NADE [1] proposed a scalable approximation by sharing weight parameters between each observation. The sharing parameters method reduces the number of free parameters and has an effect of regularization because the weight parameters must accommodate for all observation.

For technical details, NADE models the following distribution:

P(x) = \prod_{d=1}^D P(x_{o_d}|x_{o_<d}) where d is an index of the permutation o. For example, if we have x = {x_1, x_2, x_3, x_4}, and o = {2, 3, 4, 1}, then x_{o_1} = x_2. The permutation of the observation is more generic notations. Once we model the observation, the hidden variables can be computed as:

\vec h_d = \sigma(W_{:, o_{<d}} \vec x_{o_{<d}} + \vec c)  And we can generate the observation ( a binary random variable) using a sigmoid function:

P(x_{o_d} = 1| \vec x_{o_{<d}}) = \sigma(V_{o_d}\vec h_d + b_{o_d})

If we look at NADE’s architecture, it is similar to RBM. In fact, [1] shows that NADE is in fact, a mean-field approximation of RBM (see [1] for details).

Another important property of NADE is computing a joint distribution P(x) is linear to the number of dimension of observations because we can express W_{:, o_{<d}} \vec x_{o_{<d}} + \vec c recursively:

Define the basecase as: \vec a_1 = \vec c

And the recurrent relationship as: \vec a_d =  W_{:, o_{<d}} \vec x_{o_{<d}} + \vec c = W_{:,o_{d-1}} x_{o_{d-1}} + \vec a_{d-1}

This means that computing \vec h_d = \sigma(\vec a_d) can be done in a linear fashion.

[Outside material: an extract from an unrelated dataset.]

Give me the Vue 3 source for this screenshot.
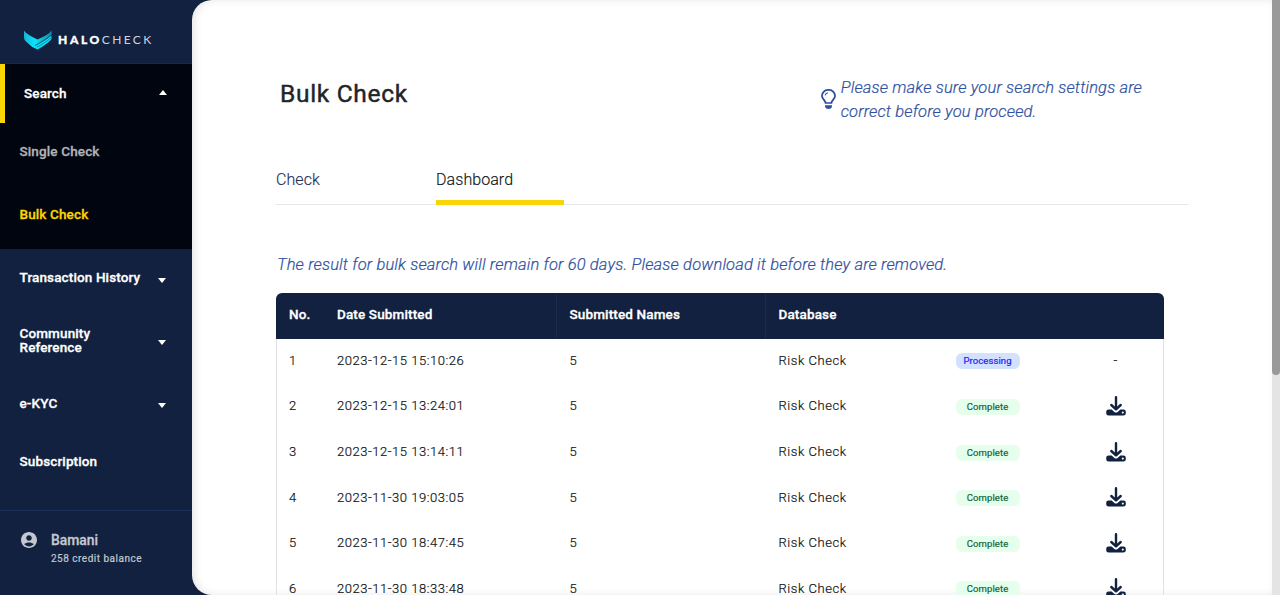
<script setup>
const rows = [
  { date: '2023-12-15 15:10:26', done: false },
  { date: '2023-12-15 13:24:01', done: true },
  { date: '2023-12-15 13:14:11', done: true },
  { date: '2023-11-30 19:03:05', done: true },
  { date: '2023-11-30 18:47:45', done: true },
  { date: '2023-11-30 18:33:48', done: true },
]
const menu = [
  { label: 'Transaction History', cls: 'history', arrow: true },
  { label: 'Community Reference', cls: 'community', arrow: true },
  { label: 'e-KYC', cls: 'kyc', arrow: true },
  { label: 'Subscription', cls: 'subscription', arrow: false },
]
</script>

<template>
  <div class="app">
    <aside class="sidebar">
      <div class="brand">
        <svg class="logo" viewBox="0 0 28 20" width="28" height="20">
          <defs>
            <linearGradient id="wing" x1="0" y1="0" x2="1" y2="0">
              <stop offset="0" stop-color="#14b4d6" />
              <stop offset="0.4" stop-color="#08e5fb" />
              <stop offset="1" stop-color="#1a86a8" />
            </linearGradient>
          </defs>
          <path d="M0 0.500 Q2 4 13.500 9.600 Q25 4.500 27.600 0.500 V4.500 Q25 8 10.500 16 L2.500 12 Q0 10.500 0 7.500Z" fill="url(#wing)" />
          <path d="M10 16.600 Q23 9.500 27.500 5.500 V9 Q25.500 12.500 13.700 19.600 L10 17.800Z" fill="#08dff5" />
          <path d="M2.500 12 L10.500 15.600 L11.500 18.400 L8 16.800Z" fill="#08e5fb" />
          <path d="M11 15.400 Q23 8.500 27.600 4.600 M13 17.200 Q24 10.800 27.600 7.600" stroke="#123c5c" stroke-width="0.500" fill="none" />
        </svg>
        <div class="wordmark"><b>HALO</b><span>CHECK</span></div>
      </div>
      <nav class="search">
        <div class="nav-head"><span>Search</span><i class="caret up"></i></div>
        <div class="nav-sub">Single Check</div>
        <div class="nav-sub current">Bulk Check</div>
      </nav>
      <nav class="menu">
        <div v-for="m in menu" :key="m.label" class="item" :class="m.cls">
          <span>{{ m.label }}</span><i v-if="m.arrow" class="caret"></i>
        </div>
      </nav>
      <div class="user">
        <svg class="avatar" viewBox="2 2 20 20" width="16" height="16">
          <path fill="#c3c8d0" d="M12 2C6.48 2 2 6.48 2 12s4.48 10 10 10 10-4.48 10-10S17.520 2 12 2zm0 4c1.930 0 3.500 1.570 3.500 3.500S13.930 13 12 13s-3.500-1.570-3.500-3.500S10.070 6 12 6zm0 14c-2.030 0-4.430-.82-6.140-2.880C7.550 15.800 9.680 15 12 15s4.450.8 6.140 2.120C16.430 19.180 14.030 20 12 20z" />
        </svg>
        <div>
          <div class="name">Bamani</div>
          <div class="balance">258 credit balance</div>
        </div>
      </div>
    </aside>

    <main class="page">
      <header class="top">
        <h1>Bulk Check</h1>
        <div class="hint">
          <svg viewBox="0 0 14 20" width="15" height="20" preserveAspectRatio="none">
            <path d="M4.300 14 C4.300 11 .9 10.500 .9 6.700 A6.100 5.900 0 0 1 13.100 6.700 C13.100 10.500 9.700 11 9.700 14Z" fill="none" stroke="#2f509f" stroke-width="1.700" />
            <path d="M3.800 6.400 A3.200 3.200 0 0 1 6.500 3.800" fill="none" stroke="#2f509f" stroke-width="1" />
            <path d="M3.800 16.300 H10.200 V18 Q9.500 20 7 20 Q4.500 20 3.800 18Z" fill="#2f509f" />
          </svg>
          <p>Please make sure your search settings are<br>correct before you proceed.</p>
        </div>
      </header>
      <div class="tabs">
        <div class="tab">Check</div>
        <div class="tab active">Dashboard</div>
      </div>
      <p class="notice">The result for bulk search will remain for 60 days. Please download it before they are removed.</p>
      <div class="table">
        <div class="row head">
          <span>No.</span><span>Date Submitted</span><span>Submitted Names</span><span>Database</span><span></span><span></span>
        </div>
        <div v-for="(r, i) in rows" :key="r.date" class="row">
          <span>{{ i + 1 }}</span>
          <span>{{ r.date }}</span>
          <span>5</span>
          <span>Risk Check</span>
          <span class="status"><em class="badge" :class="{ done: r.done }">{{ r.done ? 'Complete' : 'Processing' }}</em></span>
          <span class="action">
            <svg v-if="r.done" class="download" viewBox="0 0 20 20" width="20" height="20">
              <path d="M10 1.300 V12 M5.300 9 L10 13.300 L14.700 9" fill="none" stroke="#11213f" stroke-width="2.400" stroke-linecap="round" stroke-linejoin="round" />
              <path fill="#11213f" fill-rule="evenodd" d="M2.600 13.600 H5.600 L8.400 16 Q10 17.200 11.600 16 L14.400 13.600 H17.400 Q19.800 13.600 19.800 15.800 V17.200 Q19.800 19.400 17.400 19.400 H2.600 Q.2 19.400 .2 17.200 V15.800 Q.2 13.600 2.600 13.600Z M16.800 15.500 a1 1 0 1 0 .01 0Z" />
            </svg>
            <template v-else>-</template>
          </span>
        </div>
      </div>
    </main>
    <div class="scroll"><div class="thumb"></div></div>
  </div>
</template>

<style>
body { margin: 0; overflow: hidden; }
</style>

<style scoped>
* { box-sizing: border-box; }
.app { display: flex; width: 1280px; height: 595px; overflow: hidden; background: #11213f; font-family: Roboto, "Liberation Sans", sans-serif; }
.sidebar { width: 192px; flex: none; display: flex; flex-direction: column; color: #fff; font-size: 13.500px; font-weight: 500; line-height: 14px; letter-spacing: .13px; -webkit-text-stroke: .3px currentColor; }
.brand { height: 64px; display: flex; padding: 30px 0 0 24px; border-bottom: 1px solid #17294a; }
.logo { flex: none; }
.wordmark { font-family: Lato, sans-serif; font-size: 12px; line-height: 19px; margin-left: 6px; white-space: nowrap; -webkit-text-stroke: 0; }
.wordmark b { font-weight: 900; letter-spacing: 2.600px; -webkit-text-stroke: .3px #fff; }
.wordmark span { font-weight: 400; letter-spacing: 2.350px; color: #cdd3dc; }
.search { background: #01050f; height: 185px; }
.nav-head { height: 59px; border-left: 5px solid #fad505; display: flex; align-items: center; justify-content: space-between; padding: 0 25px 0 19px; }
.nav-sub { padding: 21px 0 0 19.500px; height: 63px; color: #b1b3b7; }
.nav-sub.current { color: #fad505; }
.nav-head span, .item span { padding-bottom: 2px; }
.caret { width: 0; height: 0; border: 4.500px solid transparent; border-top: 5px solid #fff; border-bottom: 0; }
.caret.up { border-top: 0; border-bottom: 5px solid #fff; margin-top: -3px; }
.item { display: flex; justify-content: space-between; align-items: center; padding: 0 26px 0 19.500px; }
.item .caret { margin-top: 3px; }
.history { height: 58px; }
.history .caret { margin-top: 5px; }
.community { height: 68px; }
.community span { width: 90px; }
.kyc { height: 58px; }
.subscription { height: 58px; }
.user { margin-top: auto; height: 85px; border-top: 1px solid #1b3159; display: flex; padding: 21px 0 0 21px; gap: 14px; color: #c3c8d0; }
.name { font-size: 13.900px; line-height: 16px; letter-spacing: 0; }
.balance { font-size: 10px; line-height: 12px; font-weight: 400; letter-spacing: .5px; margin-top: 5px; -webkit-text-stroke: .2px currentColor; }
.page { flex: 1; min-width: 0; background: #fff; border-radius: 20px 0 0 20px; box-shadow: inset 3px 0 10px -1px rgba(0, 0, 0, .11); padding: 0 0 0 84px; overflow: hidden; }
.top { display: flex; justify-content: space-between; height: 162px; padding: 76px 130px 0 4px; }
h1 { margin: 3px 0 0; font-size: 24.500px; line-height: 30px; font-weight: 400; letter-spacing: .7px; color: #212529; -webkit-text-stroke: .45px currentColor; }
.hint { display: flex; gap: 5px; color: #2f509f; }
.hint svg { margin-top: 13px; }
.hint p, .notice { margin: 0; font-size: 16.500px; line-height: 24px; letter-spacing: .135px; font-style: italic; font-weight: 300; color: #2f509f; white-space: nowrap; -webkit-text-stroke: .2px currentColor; }
.tabs { display: flex; gap: 32px; width: 912px; height: 43px; border-bottom: 1px solid #e4e6eb; }
.tab { width: 128px; height: 43px; padding-top: 6px; font-size: 16px; line-height: 24px; letter-spacing: .07px; font-weight: 300; color: #1d3157; -webkit-text-stroke: .15px currentColor; }
.tab.active { color: #111417; border-bottom: 5px solid #fad505; }
.notice { margin: 48px 0 0 1px; }
.table { margin-top: 16px; width: 888px; border: 1px solid #dee2e6; border-top: 0; border-radius: 7px 7px 0 0; }
.row { display: grid; grid-template-columns: 48px 232.500px 209px 142px 160px 94.500px; height: 45.600px; align-items: center; font-size: 13px; letter-spacing: .54px; color: #111417; font-weight: 300; -webkit-text-stroke: .2px currentColor; }
.row > span { padding: 0 0 2px 12px; }
.row.head { background: #11213f; border-radius: 6px 6px 0 0; margin: 0 -1px; color: #fff; font-size: 13.500px; font-weight: 500; -webkit-text-stroke: .3px currentColor; letter-spacing: .14px; align-items: stretch; line-height: 42px; }
.row.head > span { padding: 0 0 0 13px; }
.head span:nth-child(2), .head span:nth-child(3) { border-right: 1px solid #1b2c4b; }
.row > .status { padding-left: 47px; }
.badge { display: block; width: 64px; height: 16px; border-radius: 6px; background: #d2e1ff; color: #261cf5; font-size: 9.500px; line-height: 16px; letter-spacing: .1px; font-weight: 400; -webkit-text-stroke: .2px currentColor; font-style: normal; text-align: center; margin-top: 2px; }
.badge.done { background: #e5ffec; color: #17653a; }
.row > .action { padding: 0 0 2px 0; text-align: center; }
.download { display: block; margin: 0 auto; }
.scroll { width: 8px; flex: none; background: #e4e4e4; }
.thumb { height: 375px; background: #999; border-radius: 0 0 4px 4px; }
</style>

There are many extension of the Autoregressive model, one of the extension CF-NADE is currently the state-of-the-art of CF. This model can model a binary/discrete random variable which VAE is unable to model currently. So this can be useful for any problem that requires a discrete random variable.

References:

[1] Uria, Benigno, et al. “Neural Autoregressive Distribution Estimation.” Journal of Machine Learning Research 17.205 (2016): 1-37.